• _GIVEN TASK_: Within the material below, find each line bearing the word "this" and present it.

• _DATA SECTION_:
--------

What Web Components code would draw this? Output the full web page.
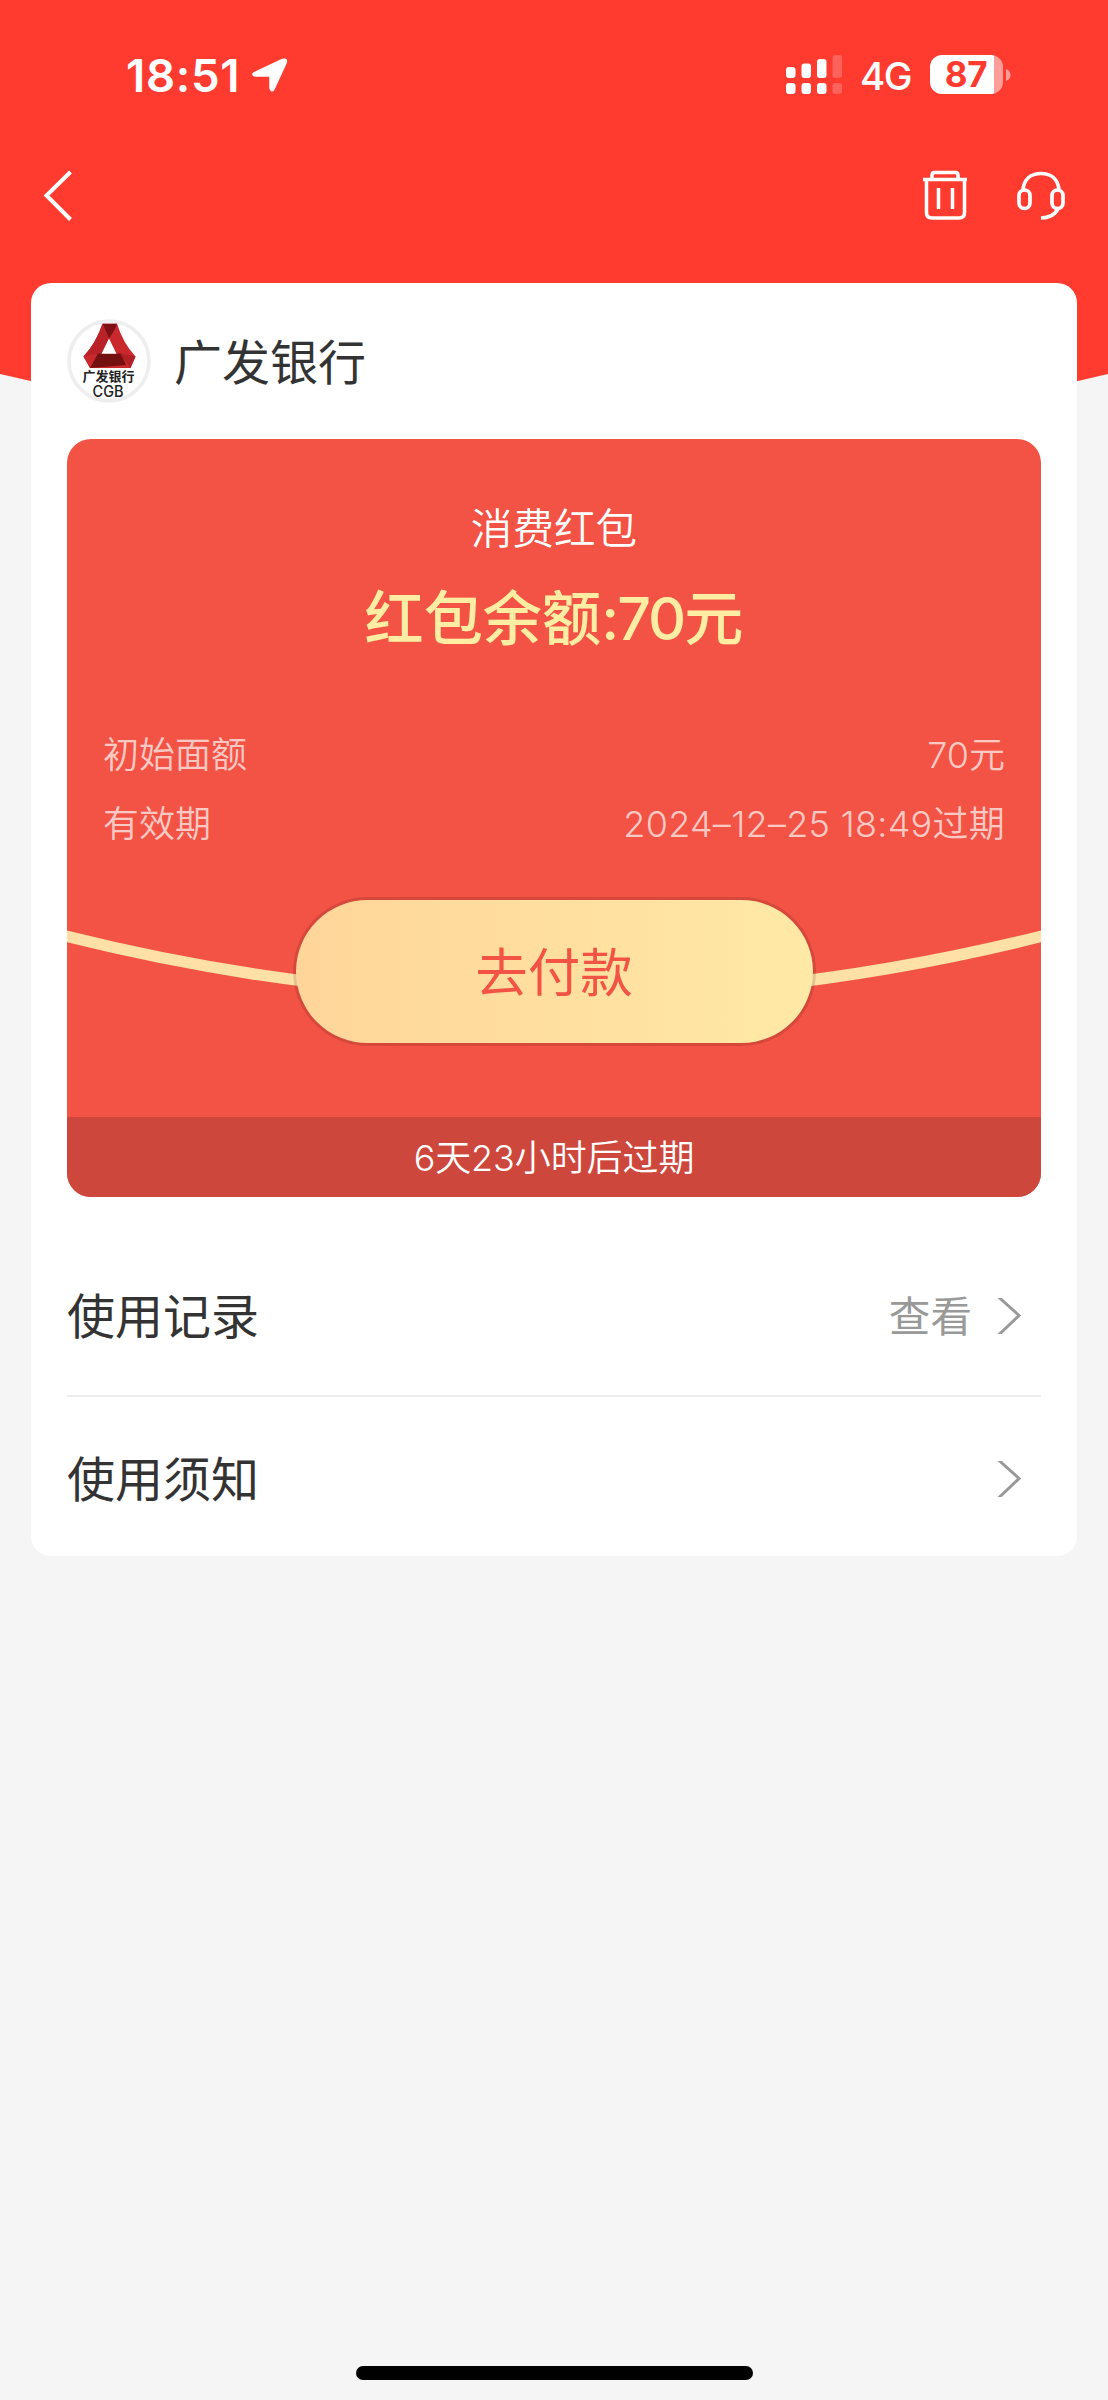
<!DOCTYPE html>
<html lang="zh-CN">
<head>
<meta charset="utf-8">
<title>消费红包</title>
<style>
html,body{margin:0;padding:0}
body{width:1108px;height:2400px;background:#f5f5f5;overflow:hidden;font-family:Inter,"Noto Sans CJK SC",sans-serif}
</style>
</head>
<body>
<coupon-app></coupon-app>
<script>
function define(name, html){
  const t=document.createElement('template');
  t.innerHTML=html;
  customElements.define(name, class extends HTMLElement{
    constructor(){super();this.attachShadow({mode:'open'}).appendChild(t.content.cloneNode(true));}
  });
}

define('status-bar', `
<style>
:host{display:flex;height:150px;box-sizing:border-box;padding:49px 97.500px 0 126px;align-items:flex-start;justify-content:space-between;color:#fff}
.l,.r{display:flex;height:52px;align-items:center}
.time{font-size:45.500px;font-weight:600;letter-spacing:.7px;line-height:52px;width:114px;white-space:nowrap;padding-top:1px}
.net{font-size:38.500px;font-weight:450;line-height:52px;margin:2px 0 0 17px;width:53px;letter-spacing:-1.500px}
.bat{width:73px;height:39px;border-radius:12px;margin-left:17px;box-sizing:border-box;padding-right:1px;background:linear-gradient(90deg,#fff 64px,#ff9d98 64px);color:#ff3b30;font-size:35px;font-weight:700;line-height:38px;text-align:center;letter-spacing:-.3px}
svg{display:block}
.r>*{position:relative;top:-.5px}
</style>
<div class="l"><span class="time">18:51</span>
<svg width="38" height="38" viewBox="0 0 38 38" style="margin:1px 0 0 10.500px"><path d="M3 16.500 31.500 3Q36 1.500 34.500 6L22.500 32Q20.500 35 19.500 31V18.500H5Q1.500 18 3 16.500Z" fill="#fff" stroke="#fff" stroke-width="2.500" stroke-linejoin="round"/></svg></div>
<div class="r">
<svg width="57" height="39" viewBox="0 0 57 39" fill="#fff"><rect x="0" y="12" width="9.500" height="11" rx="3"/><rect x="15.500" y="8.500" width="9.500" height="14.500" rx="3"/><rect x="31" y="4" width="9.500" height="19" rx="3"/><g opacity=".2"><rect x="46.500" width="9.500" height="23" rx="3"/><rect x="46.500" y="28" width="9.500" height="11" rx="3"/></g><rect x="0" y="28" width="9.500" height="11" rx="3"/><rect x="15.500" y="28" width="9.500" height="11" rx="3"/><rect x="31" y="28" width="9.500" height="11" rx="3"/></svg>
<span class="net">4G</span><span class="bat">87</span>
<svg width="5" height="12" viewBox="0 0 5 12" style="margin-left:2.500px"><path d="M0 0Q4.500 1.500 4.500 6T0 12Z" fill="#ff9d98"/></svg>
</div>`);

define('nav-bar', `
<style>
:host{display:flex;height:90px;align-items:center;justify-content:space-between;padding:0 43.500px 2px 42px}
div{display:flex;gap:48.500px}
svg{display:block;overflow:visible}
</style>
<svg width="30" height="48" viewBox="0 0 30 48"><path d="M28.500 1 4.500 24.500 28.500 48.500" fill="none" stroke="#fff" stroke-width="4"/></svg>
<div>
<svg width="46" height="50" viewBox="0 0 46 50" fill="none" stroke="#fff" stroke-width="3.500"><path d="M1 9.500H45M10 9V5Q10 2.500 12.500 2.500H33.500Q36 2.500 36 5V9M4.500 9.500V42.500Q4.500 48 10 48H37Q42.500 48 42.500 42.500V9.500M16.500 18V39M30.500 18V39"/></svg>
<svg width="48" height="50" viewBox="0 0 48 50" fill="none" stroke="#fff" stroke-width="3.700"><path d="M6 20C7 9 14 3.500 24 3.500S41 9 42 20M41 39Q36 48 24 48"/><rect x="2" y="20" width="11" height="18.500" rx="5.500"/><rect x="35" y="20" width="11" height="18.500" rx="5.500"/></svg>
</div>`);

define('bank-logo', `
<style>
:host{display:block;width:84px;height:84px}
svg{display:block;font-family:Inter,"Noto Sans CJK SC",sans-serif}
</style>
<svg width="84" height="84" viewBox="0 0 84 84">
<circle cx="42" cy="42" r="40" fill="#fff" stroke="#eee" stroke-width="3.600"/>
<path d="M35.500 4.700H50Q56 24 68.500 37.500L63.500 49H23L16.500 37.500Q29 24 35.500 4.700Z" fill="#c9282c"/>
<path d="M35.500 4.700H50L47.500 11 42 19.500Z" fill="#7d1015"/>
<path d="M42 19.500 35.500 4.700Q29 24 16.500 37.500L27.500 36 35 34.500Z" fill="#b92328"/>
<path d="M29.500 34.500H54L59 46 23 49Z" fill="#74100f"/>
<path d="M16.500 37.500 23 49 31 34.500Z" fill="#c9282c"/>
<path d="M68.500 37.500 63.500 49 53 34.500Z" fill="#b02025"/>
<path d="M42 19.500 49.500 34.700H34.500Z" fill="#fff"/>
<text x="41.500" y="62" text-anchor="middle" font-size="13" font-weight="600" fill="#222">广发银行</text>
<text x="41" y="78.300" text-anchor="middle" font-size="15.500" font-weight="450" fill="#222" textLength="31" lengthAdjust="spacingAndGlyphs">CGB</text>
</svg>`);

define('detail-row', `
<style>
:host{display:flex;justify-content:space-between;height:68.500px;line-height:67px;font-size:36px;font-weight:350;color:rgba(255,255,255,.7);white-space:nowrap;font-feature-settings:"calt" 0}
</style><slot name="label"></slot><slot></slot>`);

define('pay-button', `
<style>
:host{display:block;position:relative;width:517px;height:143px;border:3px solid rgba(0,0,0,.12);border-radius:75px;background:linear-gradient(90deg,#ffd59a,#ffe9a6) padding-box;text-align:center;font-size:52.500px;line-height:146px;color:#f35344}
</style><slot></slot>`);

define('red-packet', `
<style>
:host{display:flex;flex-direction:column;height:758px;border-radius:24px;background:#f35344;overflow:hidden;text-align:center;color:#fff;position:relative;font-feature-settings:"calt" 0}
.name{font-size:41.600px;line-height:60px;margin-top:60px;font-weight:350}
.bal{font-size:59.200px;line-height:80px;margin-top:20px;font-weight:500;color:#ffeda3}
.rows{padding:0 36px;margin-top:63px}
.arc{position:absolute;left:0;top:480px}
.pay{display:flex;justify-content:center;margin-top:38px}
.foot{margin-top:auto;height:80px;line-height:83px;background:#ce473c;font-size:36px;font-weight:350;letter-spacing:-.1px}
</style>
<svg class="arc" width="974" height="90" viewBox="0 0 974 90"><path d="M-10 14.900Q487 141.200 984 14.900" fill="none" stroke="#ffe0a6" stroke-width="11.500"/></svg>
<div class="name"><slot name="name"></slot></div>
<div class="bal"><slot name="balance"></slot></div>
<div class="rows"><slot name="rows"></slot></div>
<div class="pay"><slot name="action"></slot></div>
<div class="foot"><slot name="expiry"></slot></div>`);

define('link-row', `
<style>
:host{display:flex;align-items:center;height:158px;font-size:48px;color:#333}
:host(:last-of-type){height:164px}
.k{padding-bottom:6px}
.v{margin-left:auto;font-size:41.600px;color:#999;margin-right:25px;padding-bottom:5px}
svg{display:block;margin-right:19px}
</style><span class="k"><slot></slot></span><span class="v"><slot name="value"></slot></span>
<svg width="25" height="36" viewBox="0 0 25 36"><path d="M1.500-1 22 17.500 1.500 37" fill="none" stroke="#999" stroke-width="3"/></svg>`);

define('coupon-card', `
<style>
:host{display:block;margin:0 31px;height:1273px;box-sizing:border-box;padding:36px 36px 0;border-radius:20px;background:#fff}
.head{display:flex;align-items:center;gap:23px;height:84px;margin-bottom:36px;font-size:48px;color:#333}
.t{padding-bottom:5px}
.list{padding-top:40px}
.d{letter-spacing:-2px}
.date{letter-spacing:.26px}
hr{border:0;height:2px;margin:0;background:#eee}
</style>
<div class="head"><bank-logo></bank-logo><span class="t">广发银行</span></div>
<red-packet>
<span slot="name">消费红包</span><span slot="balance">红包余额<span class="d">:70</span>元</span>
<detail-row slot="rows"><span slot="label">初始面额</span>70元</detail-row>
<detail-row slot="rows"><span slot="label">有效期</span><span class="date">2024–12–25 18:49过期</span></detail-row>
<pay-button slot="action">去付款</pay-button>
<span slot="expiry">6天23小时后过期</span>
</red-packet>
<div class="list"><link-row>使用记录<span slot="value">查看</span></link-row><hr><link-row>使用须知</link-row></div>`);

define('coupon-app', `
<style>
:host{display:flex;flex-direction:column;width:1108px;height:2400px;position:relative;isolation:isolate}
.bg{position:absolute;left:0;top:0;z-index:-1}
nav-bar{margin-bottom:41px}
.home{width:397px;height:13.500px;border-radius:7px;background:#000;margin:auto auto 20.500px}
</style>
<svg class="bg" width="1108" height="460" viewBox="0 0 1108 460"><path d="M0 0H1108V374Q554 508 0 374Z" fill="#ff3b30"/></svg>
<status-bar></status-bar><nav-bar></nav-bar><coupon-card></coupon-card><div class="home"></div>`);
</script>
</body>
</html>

--------

• _THE RESPONSE_:
What Web Components code would draw this? Output the full web page.
    constructor(){super();this.attachShadow({mode:'open'}).appendChild(t.content.cloneNode(true));}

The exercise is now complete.